Go through the lines below and copy each one that holds the string "screenshot".

===== DATA IN THIS EXERCISE

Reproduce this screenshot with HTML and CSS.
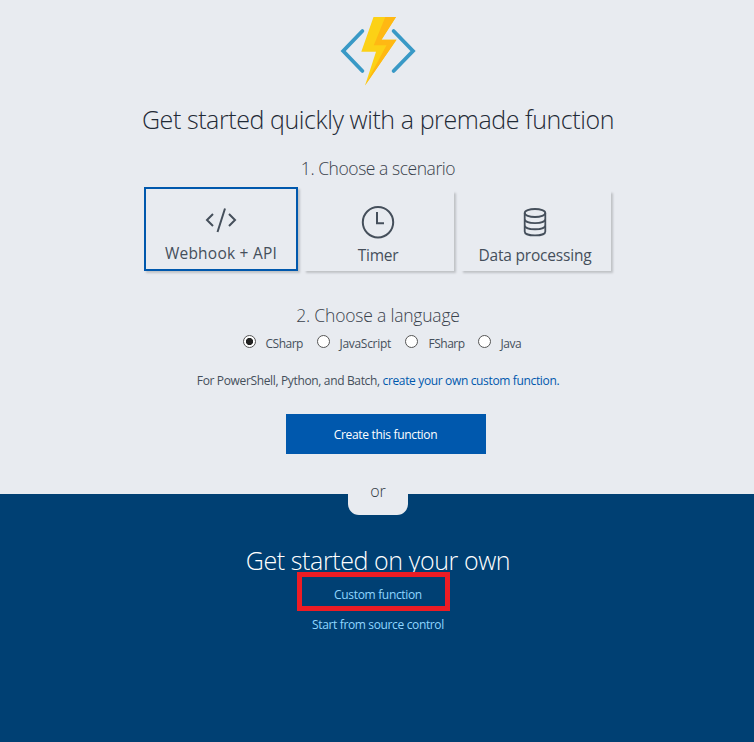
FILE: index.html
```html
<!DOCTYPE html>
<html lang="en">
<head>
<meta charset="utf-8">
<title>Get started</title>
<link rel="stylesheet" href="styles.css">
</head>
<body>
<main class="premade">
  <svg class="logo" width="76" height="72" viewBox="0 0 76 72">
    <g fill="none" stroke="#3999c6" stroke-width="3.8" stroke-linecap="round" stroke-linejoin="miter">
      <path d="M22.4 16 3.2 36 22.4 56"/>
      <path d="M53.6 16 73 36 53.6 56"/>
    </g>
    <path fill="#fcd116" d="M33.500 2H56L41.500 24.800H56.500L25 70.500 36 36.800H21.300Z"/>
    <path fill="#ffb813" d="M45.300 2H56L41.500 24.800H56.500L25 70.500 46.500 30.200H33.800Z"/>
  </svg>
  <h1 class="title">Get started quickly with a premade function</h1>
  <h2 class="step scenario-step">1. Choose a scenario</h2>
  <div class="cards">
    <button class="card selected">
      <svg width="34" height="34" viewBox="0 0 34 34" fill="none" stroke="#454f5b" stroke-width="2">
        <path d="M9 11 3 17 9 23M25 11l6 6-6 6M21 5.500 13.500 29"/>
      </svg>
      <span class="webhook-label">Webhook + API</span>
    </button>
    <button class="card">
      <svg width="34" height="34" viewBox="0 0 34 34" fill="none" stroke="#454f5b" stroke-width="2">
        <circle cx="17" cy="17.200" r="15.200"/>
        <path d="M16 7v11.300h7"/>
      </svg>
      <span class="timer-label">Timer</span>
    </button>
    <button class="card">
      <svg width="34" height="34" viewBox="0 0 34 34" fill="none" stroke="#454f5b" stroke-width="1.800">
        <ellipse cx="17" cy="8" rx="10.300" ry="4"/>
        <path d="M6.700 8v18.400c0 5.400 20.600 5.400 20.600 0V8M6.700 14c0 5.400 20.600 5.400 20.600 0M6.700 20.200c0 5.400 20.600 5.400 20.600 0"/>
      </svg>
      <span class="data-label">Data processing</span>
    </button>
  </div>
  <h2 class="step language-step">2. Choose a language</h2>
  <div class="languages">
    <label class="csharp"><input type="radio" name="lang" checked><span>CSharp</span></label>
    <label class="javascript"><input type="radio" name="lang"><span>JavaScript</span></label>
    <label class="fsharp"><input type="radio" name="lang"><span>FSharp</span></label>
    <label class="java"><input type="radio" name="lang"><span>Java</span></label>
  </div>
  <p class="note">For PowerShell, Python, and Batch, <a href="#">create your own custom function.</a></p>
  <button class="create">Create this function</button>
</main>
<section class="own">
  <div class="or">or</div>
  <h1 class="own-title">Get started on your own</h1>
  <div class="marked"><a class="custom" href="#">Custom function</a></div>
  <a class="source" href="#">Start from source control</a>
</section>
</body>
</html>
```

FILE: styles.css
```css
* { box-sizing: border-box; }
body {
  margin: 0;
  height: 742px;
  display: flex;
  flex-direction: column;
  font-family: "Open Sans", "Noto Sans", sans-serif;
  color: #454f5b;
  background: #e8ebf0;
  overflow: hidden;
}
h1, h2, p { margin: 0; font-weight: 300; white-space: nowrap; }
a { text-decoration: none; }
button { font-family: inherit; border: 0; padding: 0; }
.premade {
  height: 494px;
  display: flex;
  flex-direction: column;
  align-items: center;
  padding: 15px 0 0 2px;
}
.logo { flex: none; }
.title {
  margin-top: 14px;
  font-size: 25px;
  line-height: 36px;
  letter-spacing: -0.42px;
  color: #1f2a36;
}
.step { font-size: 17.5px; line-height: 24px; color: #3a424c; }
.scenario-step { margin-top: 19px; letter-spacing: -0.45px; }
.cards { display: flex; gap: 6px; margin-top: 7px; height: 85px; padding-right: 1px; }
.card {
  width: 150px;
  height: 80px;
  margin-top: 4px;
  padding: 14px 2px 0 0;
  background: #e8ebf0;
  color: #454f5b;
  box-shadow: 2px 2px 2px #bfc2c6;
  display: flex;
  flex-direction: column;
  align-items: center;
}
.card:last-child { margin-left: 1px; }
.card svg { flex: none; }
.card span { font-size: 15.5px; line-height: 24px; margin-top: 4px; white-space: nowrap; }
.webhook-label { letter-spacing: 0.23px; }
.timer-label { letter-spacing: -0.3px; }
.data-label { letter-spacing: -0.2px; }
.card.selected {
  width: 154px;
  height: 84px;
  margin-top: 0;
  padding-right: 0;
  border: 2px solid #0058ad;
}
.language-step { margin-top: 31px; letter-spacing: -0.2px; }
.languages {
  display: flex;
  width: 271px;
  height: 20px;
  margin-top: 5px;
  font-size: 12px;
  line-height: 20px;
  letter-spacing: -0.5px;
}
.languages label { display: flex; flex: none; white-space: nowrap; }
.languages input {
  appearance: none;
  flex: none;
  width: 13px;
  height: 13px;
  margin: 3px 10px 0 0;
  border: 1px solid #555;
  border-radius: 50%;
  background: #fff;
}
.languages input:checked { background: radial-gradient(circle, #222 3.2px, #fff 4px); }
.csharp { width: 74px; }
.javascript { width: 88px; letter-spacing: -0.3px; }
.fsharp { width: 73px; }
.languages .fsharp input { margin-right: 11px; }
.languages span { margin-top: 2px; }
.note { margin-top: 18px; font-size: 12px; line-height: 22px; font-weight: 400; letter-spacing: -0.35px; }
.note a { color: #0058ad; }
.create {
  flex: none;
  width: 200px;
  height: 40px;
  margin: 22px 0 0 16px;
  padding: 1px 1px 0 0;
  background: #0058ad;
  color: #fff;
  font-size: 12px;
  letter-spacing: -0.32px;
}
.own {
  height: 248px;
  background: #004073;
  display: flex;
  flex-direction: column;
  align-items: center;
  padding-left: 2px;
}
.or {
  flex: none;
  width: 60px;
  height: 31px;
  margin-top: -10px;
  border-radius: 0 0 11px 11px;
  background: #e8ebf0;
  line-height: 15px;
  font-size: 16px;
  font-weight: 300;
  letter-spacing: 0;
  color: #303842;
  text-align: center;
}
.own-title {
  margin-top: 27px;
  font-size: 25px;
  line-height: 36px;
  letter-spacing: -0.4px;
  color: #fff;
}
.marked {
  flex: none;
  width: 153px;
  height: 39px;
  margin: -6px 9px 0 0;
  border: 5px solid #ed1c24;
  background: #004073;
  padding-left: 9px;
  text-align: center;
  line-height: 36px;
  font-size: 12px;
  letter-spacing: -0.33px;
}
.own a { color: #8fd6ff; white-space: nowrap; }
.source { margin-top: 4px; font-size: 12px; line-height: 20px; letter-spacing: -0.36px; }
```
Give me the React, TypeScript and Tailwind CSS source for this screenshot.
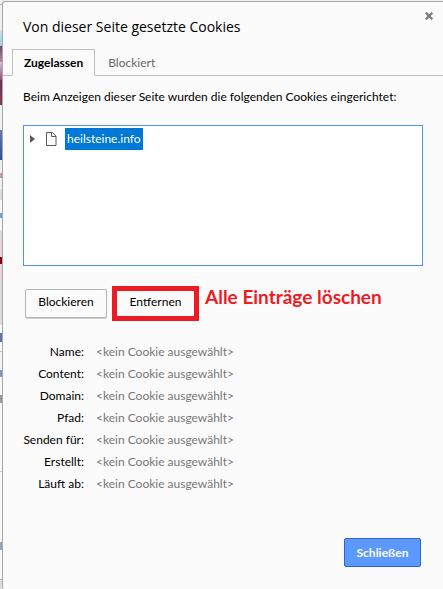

==========

— WORKED SOLUTION —
Reproduce this screenshot with HTML and CSS.
Give me the React, TypeScript and Tailwind CSS source for this screenshot.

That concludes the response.